Dans le cadre de votre travail je suppose que vous avez dû faire des rencontres enrichissantes, pouvez-vous m’en décrire une ?
Ce que je préfère c’est quand je parle avec les producteurs chez eux de leur quotidien… Ce ne sont pas des histoires très glamour mais elles sont assez édifiantes. Il y a notamment une famille d’horticulteurs qui vit à Ollainville, dans l’Essonne. Il s’agit de la quatrième génération d’horticulteurs de la famille, et leurs arrières grands-parents avaient fait des fortunes ! Ils sont horticulteurs de père en fils et vous racontent qu’étant petits ils vendaient les roses aux vieilles halles au centre de Paris, qu’un train partait tous les jours vendre les roses aux gens jusqu’au halles à Paris… Ce que je trouve intéressant dans ces témoignages c’est qu’il a fallu soixante ans pour faire n’importe quoi, on doit donc pouvoir renverser la vapeur en peu de temps. Il est peut-être encore temps.
Quels sont vos projets à long-terme pour « Fleurs d’ici » ?
Nous faisons une levée de fond, nous sommes dans une phase où l’on cherche des financements, car l’idée c’est de devenir une entreprise nationale. Notre objectif principal c’est que la provenance des fleurs devienne un critère d’achat. Sur les fruits et les légumes il y a une obligation légale d’indiquer la provenance, il faudrait qu’il en soit de même sur les fleurs. Il faudrait que plus personne n’achète des roses au mois de février, car les roses dans l’hémisphère Nord, jusqu’à preuve du contraire, cela ne pousse pas au mois de février.
Est-il facile aujourd’hui de se lancer dans l’ESS ?
Oui, je pense qu’il y a beaucoup de structures d’accompagnements. Aujourd’hui, il y a deux domaines où il est assez facile de se faire accompagner : c’est l’ESS et le digital. Dans notre cas, ce qui est compliqué c’est que nous faisons du luxe, et que luxe et ESS dans la tête des gens ce n’est pas gagné ! Je pense que c’est un secteur où il n’y a pas encore assez d’ambition. Il y a beaucoup d’initiatives locales, mais nous, nous avons un projet d’envergure nationale voire internationale, et je ne pense pas qu’il y en a beaucoup dans l’ESS qui aient cette ambition.
Pourquoi ce manque d’ambition ?
Il y a un peu une notion de « l’argent c’est mal ». Je pense que c’est en train de changer.
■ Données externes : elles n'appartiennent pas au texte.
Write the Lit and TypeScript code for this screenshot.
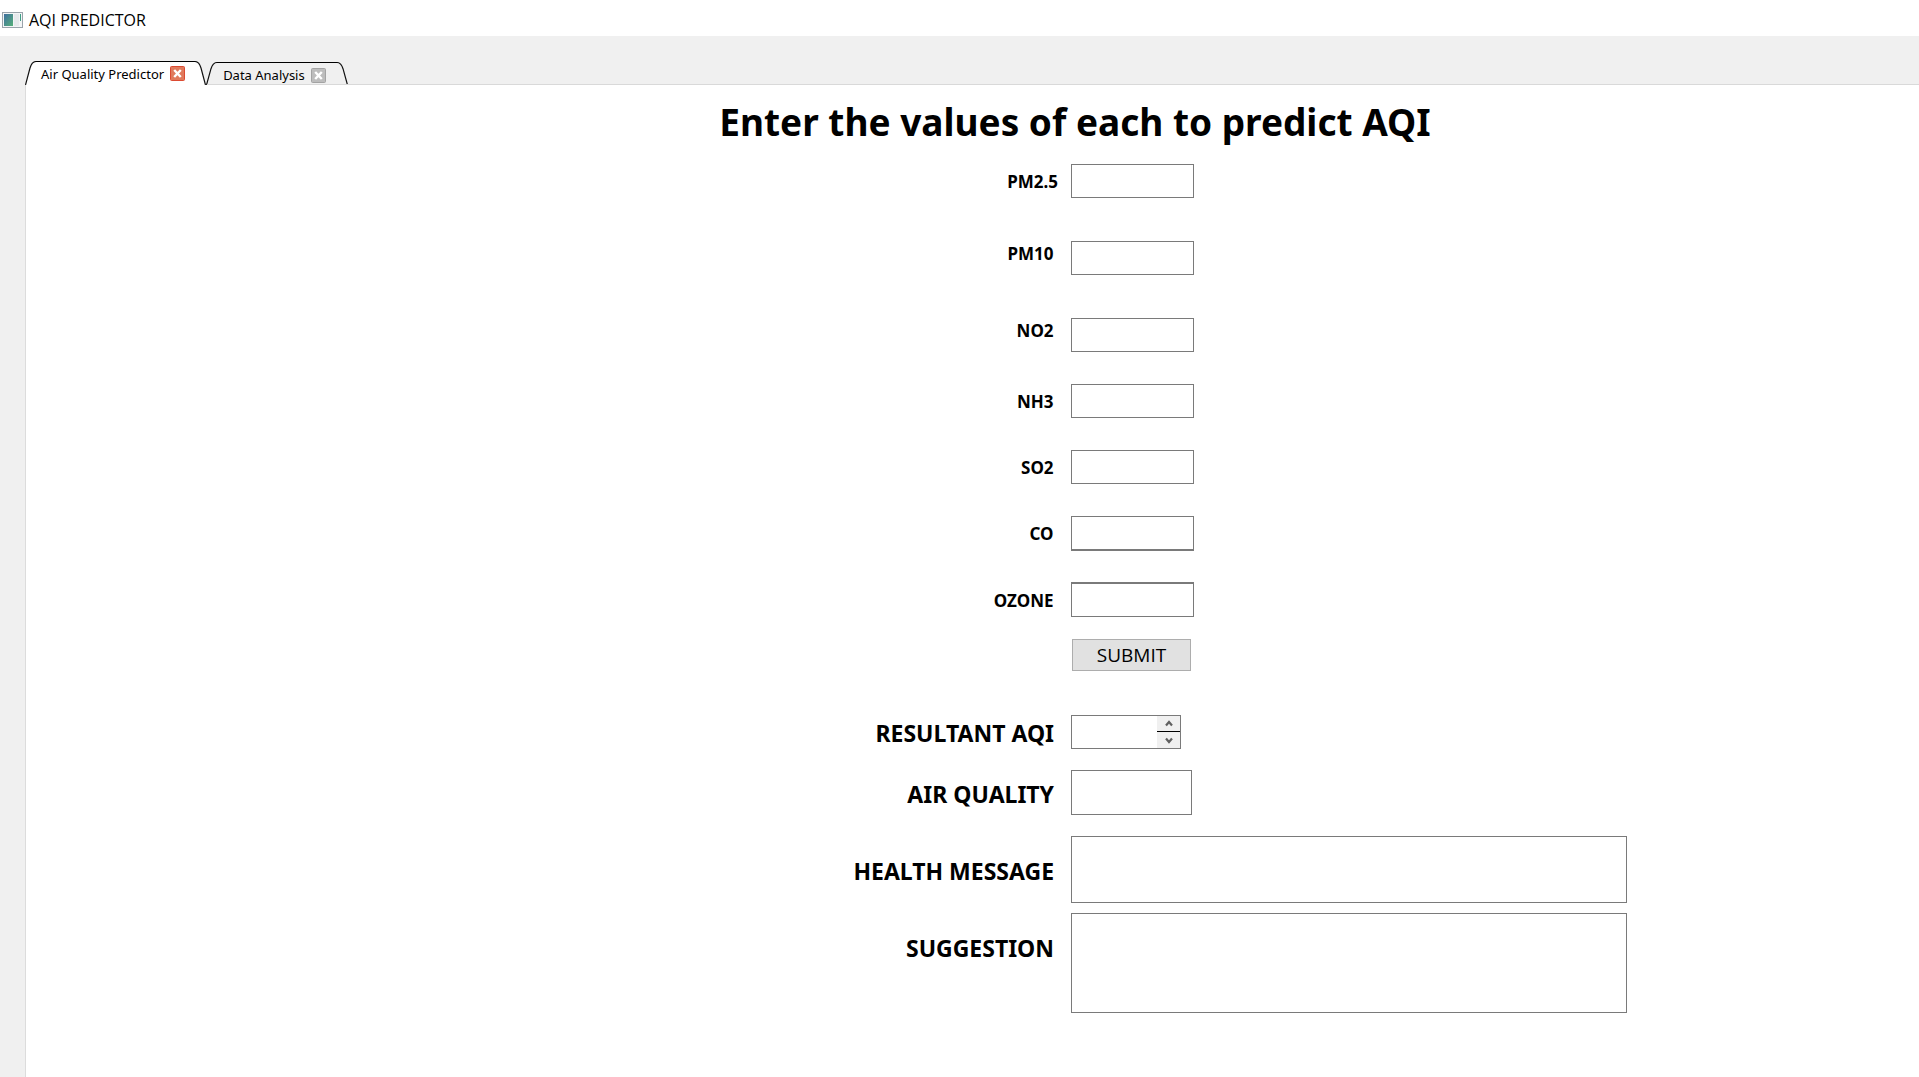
import { LitElement, html, css, svg, nothing } from "lit";
import { customElement, property, state } from "lit/decorators.js";
import { classMap } from "lit/directives/class-map.js";

interface Pollutant {
  id: string;
  label: string;
  spaced?: boolean;
  raised?: boolean;
  edge?: "top" | "bottom";
}

const POLLUTANTS: Pollutant[] = [
  { id: "pm25", label: "PM2.5", spaced: true },
  { id: "pm10", label: "PM10 ", spaced: true, raised: true },
  { id: "no2", label: "NO2 ", raised: true },
  { id: "nh3", label: "NH3 " },
  { id: "so2", label: "SO2 " },
  { id: "co", label: "CO ", edge: "bottom" },
  { id: "ozone", label: "OZONE ", edge: "top" },
];

@customElement("aqi-tab")
export class AqiTab extends LitElement {
  @property() label = "";
  @property({ type: Boolean, reflect: true }) active = false;

  static styles = css`
    :host {
      display: flex;
      height: 23px;
      color: #000;
    }
    :host([active]) {
      height: 24px;
    }
    .cap {
      flex: none;
      width: 11px;
      height: 100%;
      display: block;
    }
    .fill {
      fill: #f0f0f0;
    }
    .line {
      fill: none;
      stroke: #111;
      stroke-width: 1.2;
    }
    .body {
      display: flex;
      align-items: center;
      gap: 6px;
      padding: 2px 11px 0 6px;
      border-top: 1px solid #000;
      background: #f0f0f0;
    }
    :host([active]) .body {
      background: #fff;
      padding: 0 10px 0 5px;
    }
    :host([active]) .fill {
      fill: #fff;
    }
    button {
      margin: 0;
      padding: 0;
      border: 0;
      background: none;
      font: inherit;
      color: inherit;
    }
    .name {
      font-size: 13px;
      line-height: 20px;
      white-space: nowrap;
    }
    .close {
      width: 15px;
      height: 15px;
    }
    .close svg {
      display: block;
    }
    .box {
      fill: #bdbdbd;
      stroke: #a3a3a3;
    }
    :host([active]) .box {
      fill: #e07a5c;
      stroke: #dc4a32;
    }
    .cross {
      stroke: #fff;
      stroke-width: 2.4;
    }
  `;

  render() {
    return html`
      <svg class="cap" viewBox="0 0 11 24" preserveAspectRatio="none" aria-hidden="true">
        <path class="fill" d="M0 24 L5 6 Q7 0.5 11 0.5 V24 Z" />
        <path class="line" d="M0.5 24 L5 7 Q7 0.5 11 0.5" />
      </svg>
      <div class="body">
        <button class="name" role="tab" aria-selected=${this.active ? "true" : "false"}>${this.label}</button>
        <button class="close" aria-label="Close ${this.label}">
          <svg width="15" height="15" viewBox="0 0 15 15">
            <rect class="box" x="0.5" y="0.5" width="14" height="14" rx="1" />
            <path class="cross" d="M4.2 4 L10.8 11 M10.8 4 L4.2 11" />
          </svg>
        </button>
      </div>
      <svg class="cap" viewBox="0 0 11 24" preserveAspectRatio="none" aria-hidden="true">
        <path class="fill" d="M11 24 L6 6 Q4 0.5 0 0.5 V24 Z" />
        <path class="line" d="M10.5 24 L6 7 Q4 0.5 0 0.5" />
      </svg>
    `;
  }
}

@customElement("app-root")
export class AppRoot extends LitElement {
  @state() private selected = 0;

  static styles = css`
    :host {
      display: flex;
      flex-direction: column;
      min-height: 100vh;
      background: #f0f0f0;
      color: #000;
      font-family: "Noto Sans", "DejaVu Sans", sans-serif;
    }
    * {
      box-sizing: border-box;
    }
    .titlebar {
      display: flex;
      align-items: center;
      gap: 6px;
      height: 36px;
      padding: 3px 2px 0;
      background: #fff;
      font-family: "Open Sans", sans-serif;
      font-size: 16px;
      line-height: 22px;
    }
    .tabs {
      display: flex;
      align-items: flex-end;
      height: 49px;
      padding-left: 25px;
    }
    .panel {
      flex: 1;
      margin: -1px 0 0 25px;
      padding: 11px 0 64px 197px;
      border-left: 1px solid #dcdcdc;
      background: #fff;
    }
    .rule {
      height: 2px;
      margin: -1px 0 0 207px;
      background: #d9d9d9;
    }
    h1 {
      margin: 0 0 16px 8px;
      font-size: 37px;
      line-height: 52px;
      font-weight: 700;
      text-align: center;
    }
    .row {
      display: grid;
      grid-template-columns: 1fr 1fr;
      align-items: center;
      margin-bottom: 32px;
    }
    .row.spaced {
      margin-bottom: 43px;
    }
    .row.group {
      margin-bottom: 21px;
    }
    .row.close {
      margin-bottom: 10px;
    }
    label {
      padding: 2px 13px 0 0;
      font-size: 17px;
      line-height: 24px;
      font-weight: 700;
      text-align: right;
      white-space: pre;
    }
    label.raised {
      padding: 0 13px 8px 0;
    }
    label.large {
      padding-right: 11px;
      font-size: 23px;
      line-height: 30px;
    }
    label.high {
      padding-bottom: 32px;
    }
    input,
    textarea,
    .spin {
      display: block;
      width: 123px;
      height: 34px;
      margin: 0;
      padding: 0 6px;
      border: 1px solid #7a7a7a;
      border-radius: 0;
      background: #fff;
      font: 16px "Noto Sans", sans-serif;
      outline: none;
      resize: none;
    }
    input.top {
      height: 35px;
      border-top-width: 2px;
    }
    input.bottom {
      height: 35px;
      margin-bottom: -1px;
      border-bottom-width: 2px;
    }
    textarea.quality {
      width: 121px;
      height: 45px;
    }
    textarea.message {
      width: 100%;
      max-width: 556px;
      height: 67px;
    }
    textarea.suggestion {
      width: 100%;
      max-width: 556px;
      height: 100px;
    }
    .spin {
      display: flex;
      width: 110px;
      padding: 0;
    }
    .spin input {
      flex: 1;
      min-width: 0;
      width: auto;
      height: 100%;
      border: 0;
      appearance: textfield;
    }
    .spin input::-webkit-inner-spin-button {
      display: none;
    }
    .steps {
      display: flex;
      flex-direction: column;
      width: 23px;
      background: #f0f0f0;
    }
    .steps button {
      display: grid;
      place-items: center;
      flex: 1;
      padding: 0;
      border: 0;
      background: none;
    }
    .steps button:first-child {
      flex: none;
      height: 16px;
      border-bottom: 1px solid #000;
    }
    .submit {
      grid-column: 2;
      justify-self: start;
      width: 119px;
      height: 32px;
      margin-left: 1px;
      padding: 0;
      border: 1px solid #adadad;
      background: #e1e1e1;
      color: #000;
      font: 19px/24px "Open Sans", sans-serif;
    }
    .actions {
      margin: -10px 0 44px;
    }
  `;

  private appIcon() {
    return svg`
      <svg width="21" height="16" viewBox="0 0 21 16" aria-hidden="true">
        <defs>
          <linearGradient id="pane" x1="0" y1="0" x2="1" y2="1">
            <stop offset="0" stop-color="#3f6fa0" />
            <stop offset="1" stop-color="#56b079" />
          </linearGradient>
        </defs>
        <rect x="0.5" y="0.5" width="20" height="15" fill="#f3f5f6" stroke="#9aa3ab" />
        <rect x="2" y="2" width="9" height="12" fill="url(#pane)" />
        <rect x="12" y="2" width="5" height="12" fill="#e6e9ec" />
        <rect x="18" y="2" width="1" height="7" fill="#3f9d84" />
      </svg>`;
  }

  private chevron(up: boolean) {
    return html`<svg width="8" height="7" viewBox="0 0 8 7" aria-hidden="true">
      <path d=${up ? "M1 5.5 L4 2 L7 5.5" : "M1 1.5 L4 5 L7 1.5"} fill="none" stroke="#606060" stroke-width="2.2" />
    </svg>`;
  }

  private pollutantRow(p: Pollutant) {
    return html`
      <div class=${classMap({ row: true, spaced: !!p.spaced })}>
        <label for=${p.id} class=${p.raised ? "raised" : nothing}>${p.label}</label>
        <input id=${p.id} type="text" class=${p.edge ?? nothing} />
      </div>
    `;
  }

  render() {
    return html`
      <header class="titlebar">${this.appIcon()}<span>AQI PREDICTOR</span></header>
      <nav class="tabs" role="tablist">
        ${["Air Quality Predictor", "Data Analysis"].map(
          (name, i) => html`<aqi-tab label=${name} ?active=${i === this.selected}></aqi-tab>`
        )}
      </nav>
      <div class="rule"></div>
      <main class="panel">
        <h1>Enter the values of each to predict AQI</h1>
        <form @submit=${(e: Event) => e.preventDefault()}>
          ${POLLUTANTS.map((p) => this.pollutantRow(p))}
          <div class="row actions"><button class="submit">SUBMIT</button></div>
          <div class="row group">
            <label class="large" for="result">RESULTANT AQI </label>
            <div class="spin">
              <input id="result" type="number" />
              <div class="steps">
                <button type="button" aria-label="Increase">${this.chevron(true)}</button>
                <button type="button" aria-label="Decrease">${this.chevron(false)}</button>
              </div>
            </div>
          </div>
          <div class="row group">
            <label class="large" for="quality">AIR QUALITY </label>
            <textarea id="quality" class="quality"></textarea>
          </div>
          <div class="row close">
            <label class="large" for="message">HEALTH MESSAGE </label>
            <textarea id="message" class="message"></textarea>
          </div>
          <div class="row close">
            <label class="large high" for="suggestion">SUGGESTION </label>
            <textarea id="suggestion" class="suggestion"></textarea>
          </div>
        </form>
      </main>
    `;
  }
}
Mais ce que je veux dire, c’est qu’il a encore une incompréhension sur le fait que l’on peut faire les choses bien, en prenant en compte la société et l’écosystème, avec une démarche économique. Le « E » de ESS est trop souvent effacé. On entend social et solidaire et pas économie ! Si l’on veut que cela fonctionne et avoir réellement de l’impact il faut un marché. Lorsque l’on est entrepreneur on est là pour gagner de l’argent. Pas pour la poursuite du profit, mais parce que gagner de l’argent c’est la preuve que l’on a une proposition de valeur.
A.D : Si vous deviez en quelques mots encourager les gens à participer à l’ESS, quels seraient-ils ?
Ayez de l’ambition ! (Rire) Ce n’est pas un gros mot, c’est le nerf de la guerre. Je veux bien moi que l’argent cela soit mal, que le capitalisme ce soit mal, néanmoins on vit dans une société qui est ainsi. Je suis partisane de l’entrisme, du fait qu’il faut comprendre et intégrer les règles de fonctionnement du marché, et en tirer le meilleur profit possible dans un but d’intérêt général. Je suis fatiguée des gens qui dénoncent sans rien faire. Il faut essayer d’avoir de l’impact.